In 1993 he and his family shifted to Wellington where he was appointed curator of contemporary Maori art at the Museum of New Zealand: Te Papa Tongarewa.
Walsh continued to produce his own work and exhibited nationally, notably with the Ko wai te Tekoteko kei runga series (1996) – from which a work was acquired by the Museum of New Caledonia – and 1997s Tipi Haere series.
During the showing of the latter series Walsh’s then Auckland dealer, Archill Gallery, said although the artist’s work had evolved in style and medium, it "consistently investigates the less unpredictable and seductive area where our (Maori) cultural identity is forged".
In 2000 the dark sense of humour seen in much of Walsh’s work found another outlet when he wrote and illustrated the ‘grim’ fairy tale Nanny Mango, about a bully and a cannibal who gets her comeuppance when the family puts a makutu (curse) on her.

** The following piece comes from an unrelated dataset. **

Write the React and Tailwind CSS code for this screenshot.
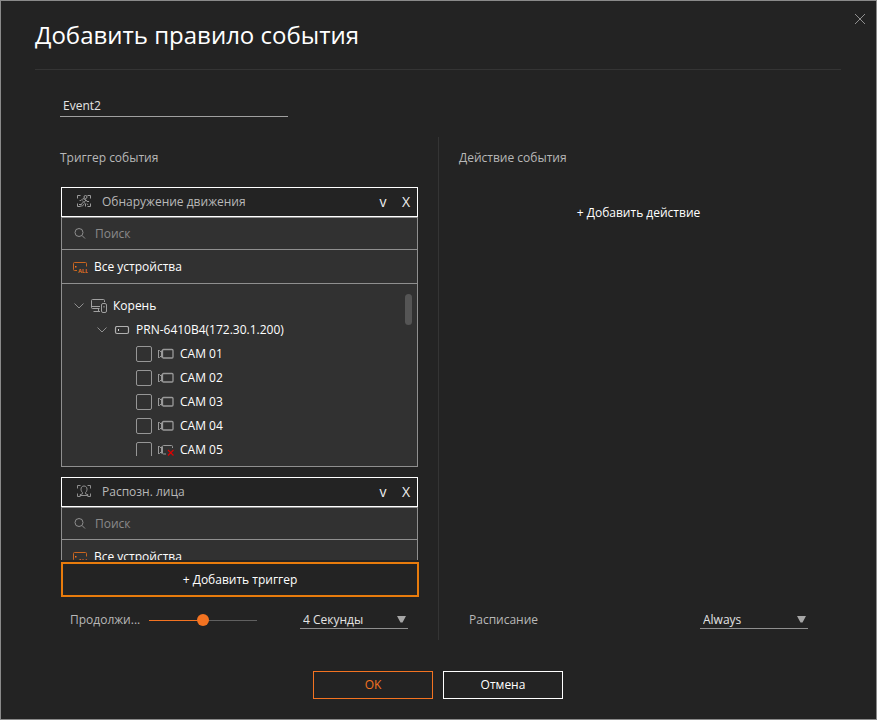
import { useState } from "react";

function CornerFrame() {
  return (
    <path d="M1.5 4.5v-3h3M11.5 1.5h3v3M14.5 9.5v3h-3M4.5 12.5h-3v-3" />
  );
}

function MotionIcon() {
  return (
    <svg className="mb-[2px] h-[14px] w-4 shrink-0" viewBox="0 0 16 14" fill="none" stroke="#9c9c9c" aria-hidden="true">
      <CornerFrame />
      <circle cx="9.500" cy="3" r="1.500" />
      <path d="M5 6.500L7 4.500l3 1.500-2 2.500 1.500 1.500v2.500M6.500 8.500L5.500 10.500H3M10 6l1 1.500h2" />
      <path d="M3.500 6.500h1.500M6.500 6.500L8 8.500M4 12h2.500l1.500-2M11 9.500l1 1.500" strokeWidth="0.8" />
    </svg>
  );
}

function FaceIcon() {
  return (
    <svg className="mb-[2px] h-[14px] w-4 shrink-0" viewBox="0 0 16 14" fill="none" stroke="#8f8f8f" aria-hidden="true">
      <CornerFrame />
      <path d="M6.5 8.6C5.4 7.6 5 6.400 5 5.200 5 3.200 6.200 2 8 2s3 1.200 3 3.200c0 1.200-.4 2.400-1.500 3.400v1.200l2.500.9v.8H4v-.8l2.500-.9z" />
    </svg>
  );
}

function SearchIcon() {
  return (
    <svg className="h-3 w-3 shrink-0" viewBox="0 0 12 12" fill="none" stroke="#8f8f8f" aria-hidden="true">
      <circle cx="5" cy="4.500" r="4" />
      <path d="M8 7.500l3 3" />
    </svg>
  );
}

function AllDevicesIcon() {
  return (
    <svg className="h-3 w-4 shrink-0" viewBox="0 0 16 12" fill="none" stroke="#c9651f" aria-hidden="true">
      <path d="M5 9.500H2.500a1 1 0 0 1-1-1v-6a1 1 0 0 1 1-1h11a1 1 0 0 1 1 1v3" />
      <rect x="3" y="5" width="1.500" height="1.500" fill="#f37321" stroke="none" />
      <text x="6" y="11.500" fontSize="5.500" fontWeight="700" fontFamily="Liberation Sans, sans-serif" fill="#ea7323" stroke="none">
        ALL
      </text>
    </svg>
  );
}

function ChevronIcon() {
  return (
    <svg className="h-2 w-3 shrink-0" viewBox="0 0 12 8" fill="none" stroke="#8f8f8f" aria-hidden="true">
      <path d="M1.500 1.500L6 6l4.500-4.500" />
    </svg>
  );
}

function RootIcon() {
  return (
    <svg className="h-4 w-4 shrink-0" viewBox="0 0 16 16" fill="none" stroke="#a0a0a0" aria-hidden="true">
      <path d="M8.500 10.500H1.500a1 1 0 0 1-1-1v-7a1 1 0 0 1 1-1h11a1 1 0 0 1 1 1v1.500" />
      <path d="M1 8.500h8" />
      <path d="M7.500 10.500v3M2.500 13.500h6.500" />
      <rect x="10.500" y="5.500" width="5" height="9" rx="1.500" />
      <path d="M13 8v1.500" />
    </svg>
  );
}

function RecorderIcon() {
  return (
    <svg className="h-[9px] w-4 shrink-0" viewBox="0 0 16 9" fill="none" stroke="#b0b0b0" aria-hidden="true">
      <rect x="1.500" y="0.500" width="13" height="7" rx="1.500" strokeWidth="1.200" />
      <rect x="4" y="3" width="1" height="2" fill="#d0d0d0" stroke="none" />
    </svg>
  );
}

function CameraIcon({ offline }) {
  return (
    <svg className="h-3 w-4 shrink-0" viewBox="0 0 16 12" fill="none" stroke="#999999" aria-hidden="true">
      <path d="M0.500 2v8M0.500 2.500h1l2 2v3l-2 2h-1M3.500 2.500v7" />
      {offline ? (
        <>
          <path d="M14.500 4V2.500a1 1 0 0 0-1-1h-8a1 1 0 0 0-1 1v6.500a1 1 0 0 0 1 1H8" />
          <path d="M10 6l5.500 5.500M15.500 6L10 11.500" stroke="#e00000" strokeWidth="1.200" />
        </>
      ) : (
        <rect x="4.500" y="1.500" width="10.500" height="8.500" rx="1" strokeWidth="1.300" />
      )}
    </svg>
  );
}

const cameras = [
  { name: "CAM 01" },
  { name: "CAM 02" },
  { name: "CAM 03" },
  { name: "CAM 04" },
  { name: "CAM 05", offline: true },
];

function CameraRow({ camera }) {
  return (
    <li>
      <label className="flex h-6 items-center pl-[74px]">
        <input
          type="checkbox"
          className="h-4 w-4 shrink-0 appearance-none rounded-[2px] border border-[#969696] checked:bg-[#f37321]"
        />
        <span className="ml-[6px] mr-[6px] flex">
          <CameraIcon offline={camera.offline} />
        </span>
        {camera.name}
      </label>
    </li>
  );
}

function TriggerCard({ title, icon }) {
  return (
    <section>
      <header className="flex h-[30px] items-center border border-white pl-[14px]">
        {icon}
        <h3 className="ml-[10px] flex-1 text-[#b8b8b8]">{title}</h3>
        <button type="button" className="w-6 text-sm text-[#f0f0f0]" aria-label={`Свернуть: ${title}`}>
          v
        </button>
        <button type="button" className="w-[22px] text-sm text-[#f0f0f0]" aria-label={`Удалить: ${title}`}>
          X
        </button>
      </header>
      <div className="border border-[#8f8f8f] bg-[#313131]">
        <label className="flex h-8 items-center border-b border-[#8f8f8f] pl-3">
          <SearchIcon />
          <input
            type="search"
            placeholder="Поиск"
            aria-label="Поиск"
            className="ml-[9px] min-w-0 flex-1 bg-transparent text-[#e0e0e0] outline-none placeholder:text-[#8a8a8a]"
          />
        </label>
        <button
          type="button"
          className="flex h-[34px] w-full items-center gap-[6px] border-b border-[#8f8f8f] pl-[10px] text-left text-white"
        >
          <AllDevicesIcon />
          Все устройства
        </button>
        <div className="flex py-[10px] pr-[5px]">
          <ul className="h-[162px] flex-1 overflow-y-auto text-white [scrollbar-width:none]">
            <li className="flex h-6 items-center pl-[11px]">
              <ChevronIcon />
              <span className="ml-[6px] mr-[6px] flex">
                <RootIcon />
              </span>
              Корень
            </li>
            <li className="flex h-6 items-center pl-[34px]">
              <ChevronIcon />
              <span className="ml-[6px] mr-[6px] flex">
                <RecorderIcon />
              </span>
              PRN-6410B4(172.30.1.200)
            </li>
            {cameras.map((camera) => (
              <CameraRow key={camera.name} camera={camera} />
            ))}
          </ul>
          <div className="h-[31px] w-[7px] rounded-full bg-[#555555]" />
        </div>
      </div>
    </section>
  );
}

function UnderlinedSelect({ id, options, label }) {
  return (
    <div className="grid w-[108px] items-start border-b border-[#8f8f8f]">
      <select
        id={id}
        aria-label={label}
        className="col-start-1 row-start-1 h-4 w-full appearance-none bg-transparent pl-[3px] text-[#e4e4e4] outline-none"
      >
        {options.map((option) => (
          <option key={option} className="bg-[#313131]">
            {option}
          </option>
        ))}
      </select>
      <svg
        className="pointer-events-none col-start-1 row-start-1 mr-[2px] mt-1 h-[7px] w-[9px] justify-self-end"
        viewBox="0 0 9 7"
        fill="#a6a6a6"
        aria-hidden="true"
      >
        <path d="M0 0h9L5.500 6.500h-2z" />
      </svg>
    </div>
  );
}

export default function App() {
  const [name, setName] = useState("Event2");
  const [duration, setDuration] = useState(50);

  return (
    <div className="flex h-screen min-h-[480px] flex-col border border-[#8a8a8a] bg-[#232323] font-['Open_Sans','Noto_Sans',sans-serif] text-xs">
      <header className="flex items-start">
        <div className="ml-[34px] h-[69px] flex-1 border-b border-[#343434] pt-4">
          <h1 className="text-2xl leading-9 text-white">Добавить правило события</h1>
        </div>
        <button type="button" aria-label="Закрыть" className="ml-3 mr-[9px] mt-[11px] p-[1px]">
          <svg className="h-3 w-3" viewBox="0 0 12 12" fill="none" stroke="#909090" aria-hidden="true">
            <path d="M1 1l10 10M11 1L1 11" />
          </svg>
        </button>
      </header>

      <input
        type="text"
        aria-label="Имя правила"
        value={name}
        onChange={(event) => setName(event.target.value)}
        className="ml-[59px] mt-[25px] h-[22px] w-[228px] shrink-0 border-b border-[#a0a0a0] bg-transparent pl-[3px] text-[#e4e4e4] outline-none"
      />

      <main className="mt-5 grid min-h-0 flex-1 grid-cols-2 grid-rows-[minmax(0,1fr)] pr-px">
        <section className="flex min-h-0 flex-col pb-[10px] pl-[59px] pr-[19px] pt-[11px]">
          <h2 className="leading-5 text-[#b8b8b8]">Триггер события</h2>
          <div className="ml-px mr-px mt-[19px] flex min-h-0 flex-1 flex-col gap-[10px] overflow-y-auto [scrollbar-width:none]">
            <TriggerCard title="Обнаружение движения" icon={<MotionIcon />} />
            <TriggerCard title="Распозн. лица" icon={<FaceIcon />} />
          </div>
          <button
            type="button"
            className="ml-px mt-[2px] h-[35px] shrink-0 border-2 border-[#e87b0c] text-white"
          >
            + Добавить триггер
          </button>
          <div className="mt-[13px] flex h-5 items-center pl-[10px] pr-[11px]">
            <label htmlFor="duration" className="w-[79px] text-[#b8b8b8]">
              Продолжи...
            </label>
            <input
              id="duration"
              type="range"
              value={duration}
              onChange={(event) => setDuration(Number(event.target.value))}
              className="h-3 w-[108px] appearance-none bg-transparent [&::-webkit-slider-runnable-track]:h-px [&::-webkit-slider-runnable-track]:bg-[linear-gradient(to_right,#f37321_50%,#606060_50%)] [&::-webkit-slider-thumb]:-mt-[6px] [&::-webkit-slider-thumb]:h-3 [&::-webkit-slider-thumb]:w-3 [&::-webkit-slider-thumb]:appearance-none [&::-webkit-slider-thumb]:rounded-full [&::-webkit-slider-thumb]:bg-[#f37321]"
            />
            <div className="ml-auto">
              <UnderlinedSelect id="duration-unit" label="Продолжительность" options={["4 Секунды", "5 Секунды"]} />
            </div>
          </div>
        </section>

        <section className="flex min-h-0 flex-col border-l border-[#343434] pb-[10px] pl-5 pr-[57px] pt-[11px]">
          <h2 className="leading-5 text-[#b8b8b8]">Действие события</h2>
          <button type="button" className="mt-[35px] h-5 self-center text-white">
            + Добавить действие
          </button>
          <div className="mt-auto flex h-5 items-center justify-between px-[10px]">
            <label htmlFor="schedule" className="text-[#b8b8b8]">
              Расписание
            </label>
            <UnderlinedSelect id="schedule" label="Расписание" options={["Always"]} />
          </div>
        </section>
      </main>

      <footer className="mb-5 mt-[31px] flex justify-center gap-[10px] pr-px">
        <button type="button" className="h-7 w-[120px] border border-[#f37321] text-[#f37321]">
          OK
        </button>
        <button type="button" className="h-7 w-[120px] border border-white text-white">
          Отмена
        </button>
      </footer>
    </div>
  );
}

On commission in 2001 he created works for Wellington’s City Gallery’s high-profile Parihaka exhibition in which he told the story of Parihaka from a contemporary viewpoint while incorporating images and characters from the late 19th century and Maori mythology. A gallery spokesman said his paintings could be, at once, lyrical and grotesque, "the thin washes of imagery capturing both dreams and nightmares".
In 2001 Walsh solidified his status with a sell-out exhibition at Auckland’s John Leech Gallery.
John Walsh likes to maintain strong links with the Tairawhiti Region where his parents still live. He recently (2002) returned to Gisborne to tutor a summer arts school painting course and has been invited to contribute works to the TOI Hauiti exhibition, a celebration of the Te Aitanga a Hauiti people based largely around the Tairawhiti Museum collection.